U.S. Air Force U-2 Dragon Lady spy planes are flying along the southern border, Air Force and defense officials disclosed.
The high-altitude reconnaissance planes are flying missions along with RC-135 Rivet Joint signals intelligence aircraft and drones, Air Force Chief of Staff Gen. David W. Allvin said in a post on the social media site X March 14.
Allvin wrote that the U-2, RC-135, and remotely piloted aircraft “crews have been tirelessly providing unrivaled ISR support for [U.S. Northern Command] at the border to restore sovereignty and protect American communities.”
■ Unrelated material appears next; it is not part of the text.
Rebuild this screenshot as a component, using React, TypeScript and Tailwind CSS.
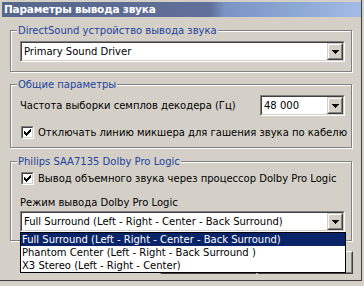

A U.S. defense official also confirmed to Air & Space Forces Magazine that USAF U-2 aircraft have been flying to support the Pentagon’s efforts to surveil areas around the southern border.
The Trump administration made securing the border a high-priority military mission with Air Force and Navy aircraft, Army helicopters, and other assets flying intelligence, surveillance, and reconnaissance missions along the southern border and off the coast of Mexico as early as January.
The U-2 can collect high-resolution imagery, signals intelligence (SIGINT), and measurement and signature intelligence (MASINT) from altitudes over 70,000 feet.
The original U-2 first flew in 1955, but current models date to the 1980s, when U-2 production restarted. The aircraft has been modernized since then and can carry a range of payloads including advanced optical, multispectral electro-optical/infrared imaging, synthetic aperture radar, and signals intelligence sensors.
The Air Force’s fleet of more than two dozen U-2s is based at Beale Air Force Base, Calif., but the aircraft are also deployed to forward operating locations worldwide. In recent years, they have flown over the Middle East, among other locations.
U.S. officials said Air Force U-2 flights over the continental United States gathered some of the most vital information about the Chinese spy balloon that flew over North America and across the United States in early 2023 before being shot down by an F-22 Raptor.
The U-2s are part of an array of U.S. military aircraft collecting intelligence along the southern border and over water off the coast of Mexico.
Air Force RC-135 operations along the southern border and off the coast of Mexico began in early February, according to U.S. officials and flight tracking data. Those operations, out of their home base at Offutt Air Force Base, Neb., are ongoing, with an RC-135 flying along the border on the evening of March 13.
Navy P-8s flights have been a common sight along the border and the Gulf Coast since January. Two Navy P-8s have been spotted near the border equipped with the highly-capable AN/APS-154 Advanced Airborne Sensor radar—a long pod visible on the centerline under the aircraft. Those P-8s were based in Europe but were recently moved to Naval Air Station-Joint Reserve Base Fort Worth, Texas. The P-8 was originally designed as a maritime patrol aircraft that could be used for anti-submarine warfare, but can perform a variety of intelligence-gathering missions.
In addition to intelligence operations, Air Force C-17s and C-130s have been used to deport detainees out of the U.S under the Trump administration.
The Air Force and its Airmen have been doing “everything asked … in support of the southwest border and the president’s priority of restoring sovereignty and protecting our borders … from the rapid global mobility to be able to transport the illegal aliens to their destination, to surveillance and reconnaissance support, to anything that’s being asked of us,” Allvin said in Feb. 27 interview with Air & Space Forces Magazine.
About 40 Air Force intelligence analysts are now supporting the southern border mission, U.S. Northern Command announced on March 11.
Those Airmen, along with approximately 590 engineers from the U.S. Army Corps of Engineers and the U.S. Army 18th Airborne Corps, will bring the total number of troops deployed for the border mission to 9,600.
Data collected by airborne intelligence-gathering assets must then be analyzed and coordinated within the U.S. government, particularly with U.S. Customs and Border Protection. NORTHCOM established the Joint Intelligence Task Force-Southern Border to oversee the effort. At least 140 U.S. military intelligence personnel from multiple services were already assigned to the southern border mission before the latest batch of Airmen.
Some of those new Airmen will serve at the headquarters of Joint Intelligence Task Force-Southern Border, at Davis-Monthan Air Force Base, Ariz., a defense official told Air & Space Forces Magazine. Other locations include the Joint Reserve Intelligence Centers, which are located in San Diego, Calif.; Phoenix, Ariz.; Fort Worth, Texas; and Jacksonville, Fla., the official said.